The goal is not to distrust AI or to underuse it. It is to stay in a position where you could think without it, even when you choose not to.
FAQ
Frequently asked questions
- What is cognitive outsourcing?
- Cognitive outsourcing is the gradual transfer of reasoning work to an external system — in this case AI — without retaining the logic that went into it. The result is that you can produce output with AI that you cannot explain or defend without it. The risk is not using AI; it is using it as a pure output machine rather than a thinking partner you remain actively engaged with.
- Will AI cause cognitive decline?
- Some specific skills will partially atrophy, just as GPS use reduced some spatial reasoning and calculators reduced mental arithmetic for frequent users. The question is not whether atrophy happens but whether you are intentional about the trade-off. The skills most at risk are the ones you stop practising, which is why deliberate prompt-free work still matters.
- How do top performers use AI without losing their edge?
- They stay in the reasoning while AI does the execution. They ask AI to explain its thinking, push back on decisions they are uncertain about, and treat AI output as a starting point for judgment rather than an end point. They use AI at pace, but they are building their own understanding alongside the output, not downstream of it.
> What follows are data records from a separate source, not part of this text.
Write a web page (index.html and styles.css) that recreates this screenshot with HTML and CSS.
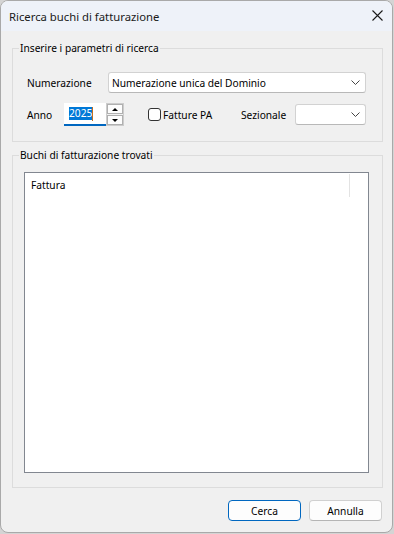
FILE: index.html
```html
<!doctype html>
<html lang="it">
<head>
    <meta charset="UTF-8">
    <title>Ricerca buchi di fatturazione</title>
    <link rel="stylesheet" href="styles.css">
</head>
<body>
    <div class="dialog">
        <div class="titlebar">
            <span class="title">Ricerca buchi di fatturazione</span>
            <svg class="close" width="11" height="11" viewBox="0 0 11 11">
                <path d="M0.5 0.5L10.5 10.5M10.5 0.5L0.5 10.5" stroke="#1a1a1a" stroke-width="1.1" fill="none"/>
            </svg>
        </div>
        <div class="content">
            <fieldset class="group params">
                <legend>Inserire i parametri di ricerca</legend>
                <div class="params-body">
                    <div class="row">
                        <span class="lbl lbl-num">Numerazione</span>
                        <div class="combo combo-num">
                            <span>Numerazione unica del Dominio</span>
                            <svg width="9" height="5" viewBox="0 0 9 5"><path d="M0.5 0.5L4.5 4.5L8.5 0.5" stroke="#444" fill="none"/></svg>
                        </div>
                    </div>
                    <div class="row row2">
                        <span class="lbl lbl-anno">Anno</span>
                        <div class="year"><span class="sel">2025</span><span class="caret"></span></div>
                        <div class="spinner">
                            <span class="spin-btn"><i class="tri up"></i></span>
                            <span class="spin-btn"><i class="tri down"></i></span>
                        </div>
                        <span class="check"></span>
                        <span class="chk-lbl">Fatture PA</span>
                        <span class="lbl lbl-sez">Sezionale</span>
                        <div class="combo combo-sez">
                            <span></span>
                            <svg width="9" height="5" viewBox="0 0 9 5"><path d="M0.5 0.5L4.5 4.5L8.5 0.5" stroke="#444" fill="none"/></svg>
                        </div>
                    </div>
                </div>
            </fieldset>
            <fieldset class="group results">
                <legend>Buchi di fatturazione trovati</legend>
                <div class="results-body">
                    <div class="list">
                        <div class="list-head">
                            <span class="col1">Fattura</span>
                            <span class="col2"></span>
                        </div>
                    </div>
                </div>
            </fieldset>
            <div class="buttons">
                <button class="btn btn-default">Cerca</button>
                <button class="btn">Annulla</button>
            </div>
        </div>
    </div>
</body>
</html>
```

FILE: styles.css
```css
*{
    margin: 0;
    padding: 0;
    box-sizing: border-box;
}
html, body{
    width: 394px;
    height: 534px;
    overflow: hidden;
    background-color: #d4d4d4;
}
body{
    font-family: "Noto Sans", sans-serif;
    font-size: 10.2px;
    color: #000;
}
.dialog{
    width: 393px;
    height: 533px;
    border: 1px solid #a9a9a9;
    border-radius: 8px;
    overflow: hidden;
    background-color: #f0f0f0;
}
.titlebar{
    height: 30px;
    background-color: #eef2f9;
    display: flex;
    align-items: center;
    justify-content: space-between;
    padding: 0 9px 0 8px;
}
.title{
    font-size: 11.3px;
    color: #1a1a1a;
}
.close{
    margin-top: -1px;
}
.content{
    padding: 10px 9px 0 11px;
}
.group{
    border: 1px solid #dcdcdc;
    padding: 0 6px;
}
.group legend{
    padding: 0 1px;
    line-height: 15px;
}
.params-body{
    padding: 16px 10px 15px 8px;
}
.row{
    display: flex;
    align-items: center;
}
.row2{
    margin-top: 10px;
    height: 23px;
}
.lbl-num{
    width: 81px;
}
.lbl-anno{
    width: 37px;
}
.combo{
    height: 21px;
    background-color: #fff;
    border: 1px solid #d2d2d2;
    border-bottom-color: #b8b8b8;
    border-radius: 3px;
    display: flex;
    align-items: center;
    justify-content: space-between;
    padding: 0 5px 0 3px;
}
.combo-num{
    flex: 1;
}
.combo-sez{
    width: 71px;
    height: 21px;
}
.year{
    width: 42px;
    height: 23px;
    background-color: #fff;
    border-bottom: 2px solid #0067c0;
    display: flex;
    align-items: center;
    padding-left: 5px;
}
.year .sel{
    background-color: #0078d7;
    color: #fff;
    line-height: 13px;
}
.year .caret{
    width: 1px;
    height: 14px;
    background-color: #c07020;
}
.spinner{
    width: 18px;
    height: 23px;
    border: 1px solid #cccccc;
    background-color: #f0f0f0;
    display: flex;
    flex-direction: column;
    justify-content: space-between;
}
.spin-btn{
    height: 10px;
    background-color: #fdfdfd;
    border: 1px solid #b0b0b0;
    display: flex;
    align-items: center;
    justify-content: center;
}
.tri{
    width: 0;
    height: 0;
    border-left: 3px solid transparent;
    border-right: 3px solid transparent;
}
.tri.up{
    border-bottom: 3px solid #000;
}
.tri.down{
    border-top: 3px solid #000;
}
.check{
    width: 13px;
    height: 13px;
    margin-left: 24px;
    border: 1px solid #333;
    border-radius: 3px;
    background-color: #fff;
}
.chk-lbl{
    width: 80px;
    padding-left: 2px;
}
.lbl-sez{
    width: 54px;
}
.results{
    margin-top: 6px;
}
.results-body{
    padding: 9px 7px 14px 5px;
}
.list{
    height: 301px;
    background-color: #fff;
    border: 1px solid #828790;
}
.list-head{
    display: flex;
    height: 24px;
}
.col1{
    width: 324px;
    padding-left: 6px;
    line-height: 24px;
}
.col2{
    margin-top: 1px;
    height: 23px;
    border-left: 1px solid #e3e3e3;
}
.buttons{
    margin-top: 12px;
    display: flex;
    justify-content: flex-end;
    gap: 8px;
    padding-right: 1px;
}
.btn{
    width: 73px;
    height: 21px;
    font-family: "Noto Sans", sans-serif;
    font-size: 10.2px;
    color: #000;
    background-color: #fdfdfd;
    border: 1px solid #d0d0d0;
    border-bottom-color: #b5b5b5;
    border-radius: 4px;
}
.btn-default{
    border-color: #0067c0;
}
```
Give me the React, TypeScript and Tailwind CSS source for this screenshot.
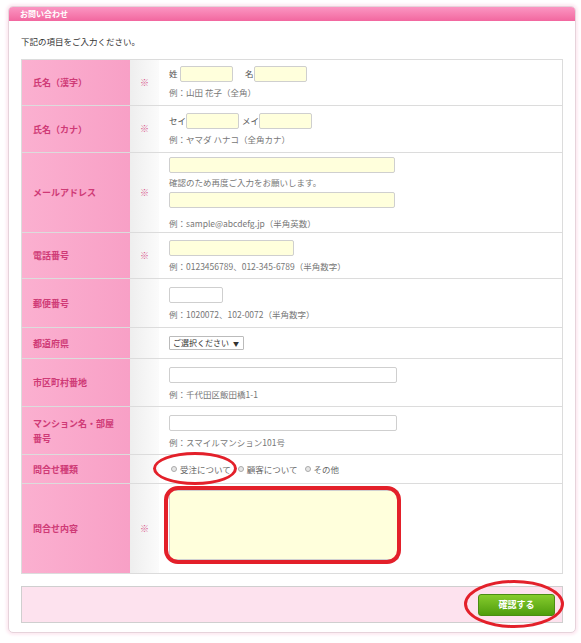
import React from 'react';

const font = { fontFamily: '"Noto Sans CJK JP", "Noto Sans", sans-serif' };

const Input = ({ w, white }: { w: string; white?: boolean }) => (
    <span className={`inline-block shrink-0 h-[16px] ${w} rounded-[2px] border border-[#cfcfcf] ${white ? 'bg-white' : 'bg-[#ffffdc]'}`} />
);

const Note = ({ children }: { children: React.ReactNode }) => (
    <div className="text-[8.5px] leading-[10px] text-[#777] whitespace-nowrap">{children}</div>
);

const Row = ({ label, req, h, children }: { label: React.ReactNode; req?: boolean; h: string; children: React.ReactNode }) => (
    <div className={`flex ${h} border-b border-[#dcdcdc]`}>
        <div className="w-[108px] shrink-0 flex items-center pl-[11px] bg-gradient-to-r from-[#fbb0d0] to-[#f8a0c6] text-[9px] leading-[15px] font-bold text-[#cf3a76]">
            {label}
        </div>
        <div className="w-[29px] shrink-0 flex items-center justify-center bg-gradient-to-r from-[#eeeeee] to-[#fbfbfb] text-[9px] text-[#d9578c]">
            {req ? '※' : ''}
        </div>
        <div className="flex-1 flex flex-col justify-center pl-[10px] bg-white">{children}</div>
    </div>
);

const Radio = ({ label }: { label: string }) => (
    <span className="flex items-center gap-[3px] whitespace-nowrap">
        <span className="inline-block w-[6px] h-[6px] rounded-full border border-[#aaa] bg-[#e6e6e6]" />
        <span>{label}</span>
    </span>
);

const App = () => {
    return (
        <div className="relative w-[581px] h-[643px] bg-white pt-[6px] pl-[8px]" style={font}>
            <div className="w-[568px] h-[627px] border border-[#e6d3db] rounded-[5px] bg-white shadow-[0_0_3px_2px_#fdeaf2]">
                <div className="h-[14px] rounded-t-[4px] bg-gradient-to-b from-[#fa95c2] to-[#f2679f] flex items-center pl-[11px] text-[8px] font-bold text-white">
                    お問い合わせ
                </div>
                <div className="px-[12px]">
                    <div className="pt-[14px] h-[38px] text-[8.5px] text-[#333]">下記の項目をご入力ください。</div>
                    <div className="w-[542px] border border-[#dcdcdc] border-b-0">
                        <Row label="氏名（漢字）" req h="h-[46px]">
                            <div className="flex items-center text-[8.5px] text-[#555] -mt-[3px] whitespace-nowrap">
                                <span className="w-[11px] shrink-0">姓</span>
                                <Input w="w-[53px]" />
                                <span className="ml-[12px] w-[9px] shrink-0">名</span>
                                <Input w="w-[53px]" />
                            </div>
                            <div className="mt-[5px]"><Note>例：山田 花子（全角）</Note></div>
                        </Row>
                        <Row label="氏名（カナ）" req h="h-[47px]">
                            <div className="flex items-center text-[8.5px] text-[#555] -mt-[2px] whitespace-nowrap">
                                <span className="w-[17px] shrink-0">セイ</span>
                                <Input w="w-[53px]" />
                                <span className="ml-[3px] w-[17px] shrink-0">メイ</span>
                                <Input w="w-[53px]" />
                            </div>
                            <div className="mt-[5px]"><Note>例：ヤマダ ハナコ（全角カナ）</Note></div>
                        </Row>
                        <Row label="メールアドレス" req h="h-[80px]">
                            <Input w="w-[226px]" />
                            <div className="mt-[4px]"><Note>確認のため再度ご入力をお願いします。</Note></div>
                            <div className="mt-[2px]"><Input w="w-[226px]" /></div>
                            <div className="mt-[5px]"><Note>例：sample@abcdefg.jp（半角英数）</Note></div>
                        </Row>
                        <Row label="電話番号" req h="h-[46px]">
                            <Input w="w-[125px]" />
                            <div className="mt-[5px]"><Note>例：0123456789、012-345-6789（半角数字）</Note></div>
                        </Row>
                        <Row label="郵便番号" h="h-[49px]">
                            <Input w="w-[54px]" white />
                            <div className="mt-[6px]"><Note>例：1020072、102-0072（半角数字）</Note></div>
                        </Row>
                        <Row label="都道府県" h="h-[31px]">
                            <span className="inline-flex items-center h-[14px] w-[75px] border border-[#bbb] rounded-[1px] pl-[3px] text-[8px] text-[#333] bg-white whitespace-nowrap">
                                ご選択ください<span className="ml-[4px] text-[6px]">▼</span>
                            </span>
                        </Row>
                        <Row label="市区町村番地" h="h-[48px]">
                            <Input w="w-[228px]" white />
                            <div className="mt-[6px]"><Note>例：千代田区飯田橋1-1</Note></div>
                        </Row>
                        <Row label={<span>マンション名・部屋<br />番号</span>} h="h-[48px]">
                            <Input w="w-[228px]" white />
                            <div className="mt-[6px]"><Note>例：スマイルマンション101号</Note></div>
                        </Row>
                        <Row label="問合せ種類" h="h-[29px]">
                            <div className="flex items-center gap-[7px] text-[8.5px] text-[#666] pl-[2px]">
                                <Radio label="受注について" />
                                <Radio label="顧客について" />
                                <Radio label="その他" />
                            </div>
                        </Row>
                        <Row label="問合せ内容" req h="h-[90px]">
                            <span className="block w-[230px] h-[70px] -mt-[8px] border border-[#d0d0d0] rounded-[2px] bg-[#ffffdc]" />
                        </Row>
                    </div>
                    <div className="mt-[12px] w-[542px] h-[37px] border border-[#cfcfcf] bg-[#fde2ee] flex items-center justify-end pr-[7px]">
                        <button className="w-[77px] h-[22px] rounded-[3px] bg-gradient-to-b from-[#86cc2c] to-[#4f9d0c] border border-[#4a8d12] text-[9px] font-bold text-white">
                            確認する
                        </button>
                    </div>
                </div>
            </div>

            {/* red annotation marks */}
            <div className="absolute left-[153px] top-[452px] w-[84px] h-[33px] rounded-[50%] border-[3px] border-[#e3202a]" />
            <div className="absolute left-[164px] top-[486px] w-[237px] h-[78px] rounded-[14px] border-[4px] border-[#e3202a]" />
            <div className="absolute left-[464px] top-[580px] w-[100px] h-[48px] rounded-[50%] border-[3px] border-[#e3202a]" />
        </div>
    );
};

export default App;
- How do I know if I am cognitively outsourcing too much?
- A reliable test: can you explain the reasoning behind your last three significant AI-assisted outputs to a sceptical colleague without referring back to the AI? If not, you have outsourced more than you have retained. The homework-parent pattern shows up the moment someone asks a follow-up question you cannot answer.
- Do I need to use AI less to avoid cognitive outsourcing?
- Not necessarily. The habit of engagement matters more than frequency of use. Asking AI to show its work, writing your own answer before prompting, and doing periodic prompt-free sessions all preserve cognitive engagement without requiring you to slow down or use AI less often.